▸ **What is needed**: Reproduce every line in the listing that contains the word "styles".

▸ **Data provided**:

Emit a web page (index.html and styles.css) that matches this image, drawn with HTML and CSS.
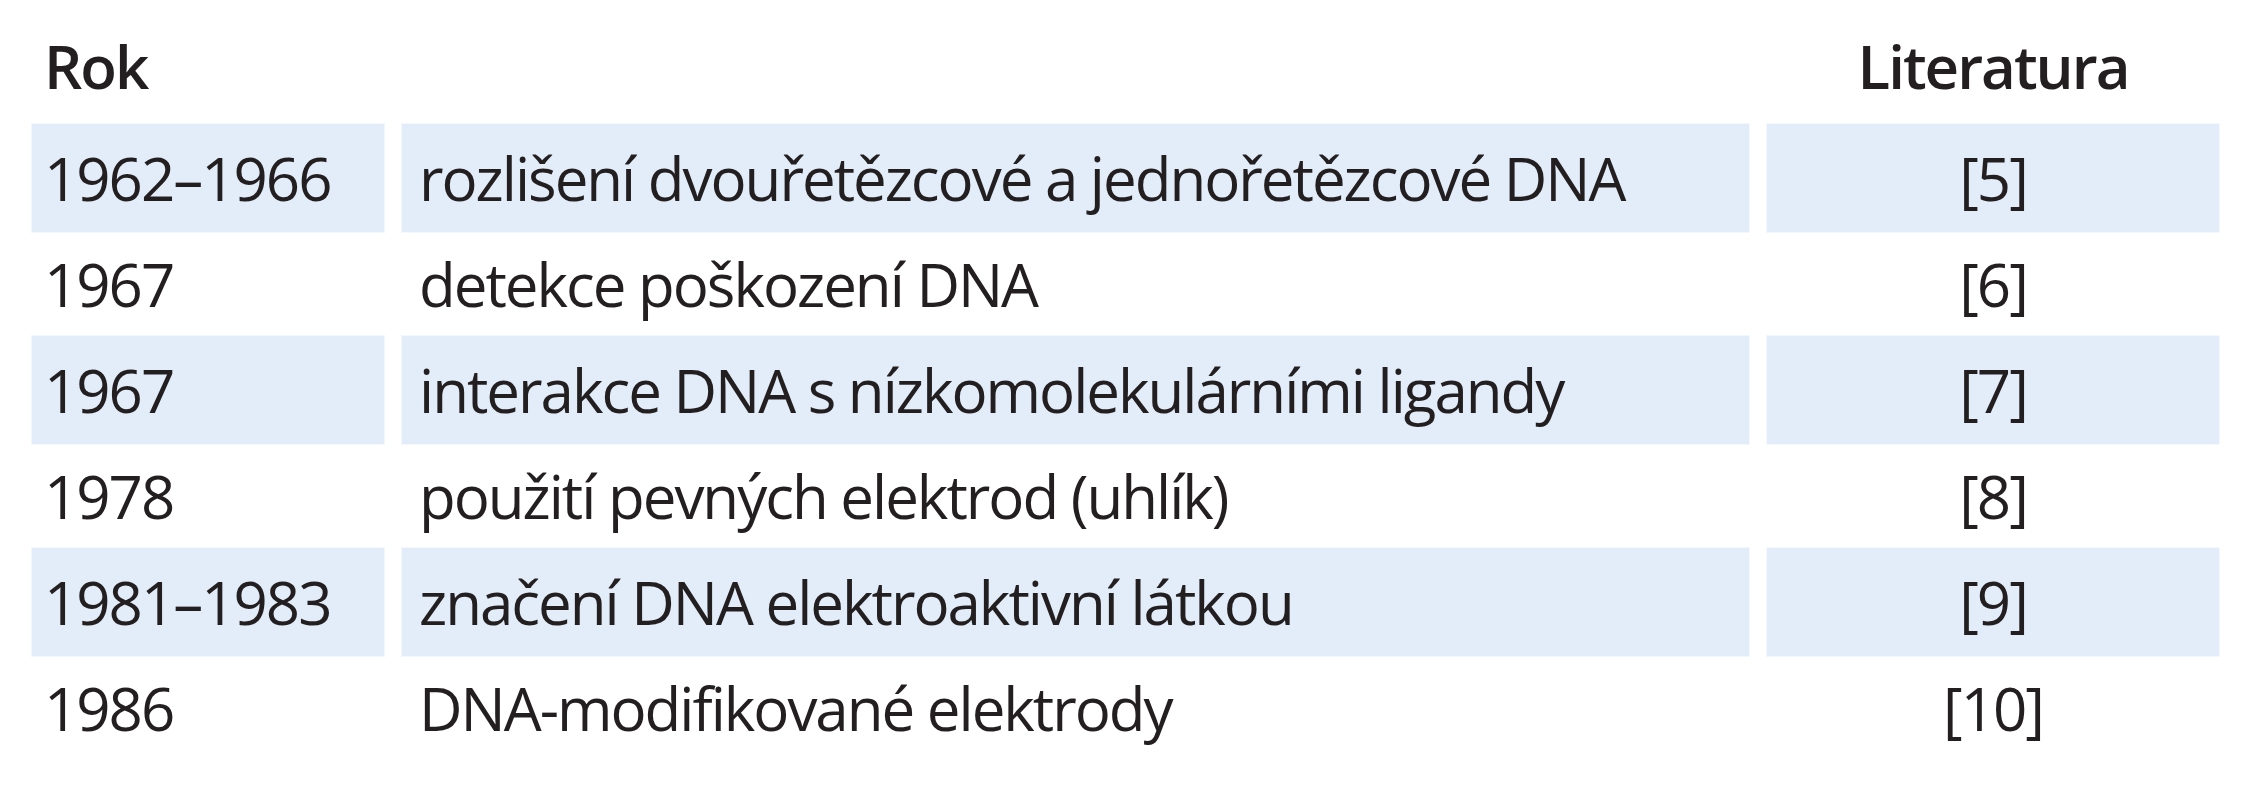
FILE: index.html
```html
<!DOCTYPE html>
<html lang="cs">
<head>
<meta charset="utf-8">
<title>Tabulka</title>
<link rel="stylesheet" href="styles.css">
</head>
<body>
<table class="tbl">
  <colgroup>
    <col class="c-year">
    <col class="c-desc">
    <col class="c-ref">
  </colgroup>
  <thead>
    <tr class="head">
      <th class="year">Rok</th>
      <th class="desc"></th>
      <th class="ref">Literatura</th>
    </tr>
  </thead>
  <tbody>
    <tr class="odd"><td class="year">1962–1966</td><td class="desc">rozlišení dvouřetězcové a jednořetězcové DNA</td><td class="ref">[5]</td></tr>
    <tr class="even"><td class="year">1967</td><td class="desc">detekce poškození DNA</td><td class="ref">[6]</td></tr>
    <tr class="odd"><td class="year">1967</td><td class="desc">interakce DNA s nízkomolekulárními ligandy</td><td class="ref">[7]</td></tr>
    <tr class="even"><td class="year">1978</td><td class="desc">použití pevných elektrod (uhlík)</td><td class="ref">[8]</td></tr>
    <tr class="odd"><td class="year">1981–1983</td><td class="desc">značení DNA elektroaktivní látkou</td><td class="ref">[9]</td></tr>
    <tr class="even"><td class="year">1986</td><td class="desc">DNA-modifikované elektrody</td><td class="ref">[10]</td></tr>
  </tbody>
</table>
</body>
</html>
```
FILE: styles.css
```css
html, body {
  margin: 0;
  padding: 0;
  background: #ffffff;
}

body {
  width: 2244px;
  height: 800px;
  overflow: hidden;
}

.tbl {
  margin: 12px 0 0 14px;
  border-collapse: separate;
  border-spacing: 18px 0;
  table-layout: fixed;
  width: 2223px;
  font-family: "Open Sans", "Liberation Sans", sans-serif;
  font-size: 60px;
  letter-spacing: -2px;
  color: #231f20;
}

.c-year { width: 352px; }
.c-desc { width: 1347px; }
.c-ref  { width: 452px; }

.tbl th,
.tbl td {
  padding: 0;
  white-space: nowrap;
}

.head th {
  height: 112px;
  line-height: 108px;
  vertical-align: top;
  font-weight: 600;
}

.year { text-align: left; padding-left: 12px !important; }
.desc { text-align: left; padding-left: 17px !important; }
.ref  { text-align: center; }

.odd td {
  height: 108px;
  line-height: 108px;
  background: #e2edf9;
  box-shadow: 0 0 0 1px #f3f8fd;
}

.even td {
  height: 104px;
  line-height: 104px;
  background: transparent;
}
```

▸ **Correct result**:
Emit a web page (index.html and styles.css) that matches this image, drawn with HTML and CSS.
<link rel="stylesheet" href="styles.css">
FILE: styles.css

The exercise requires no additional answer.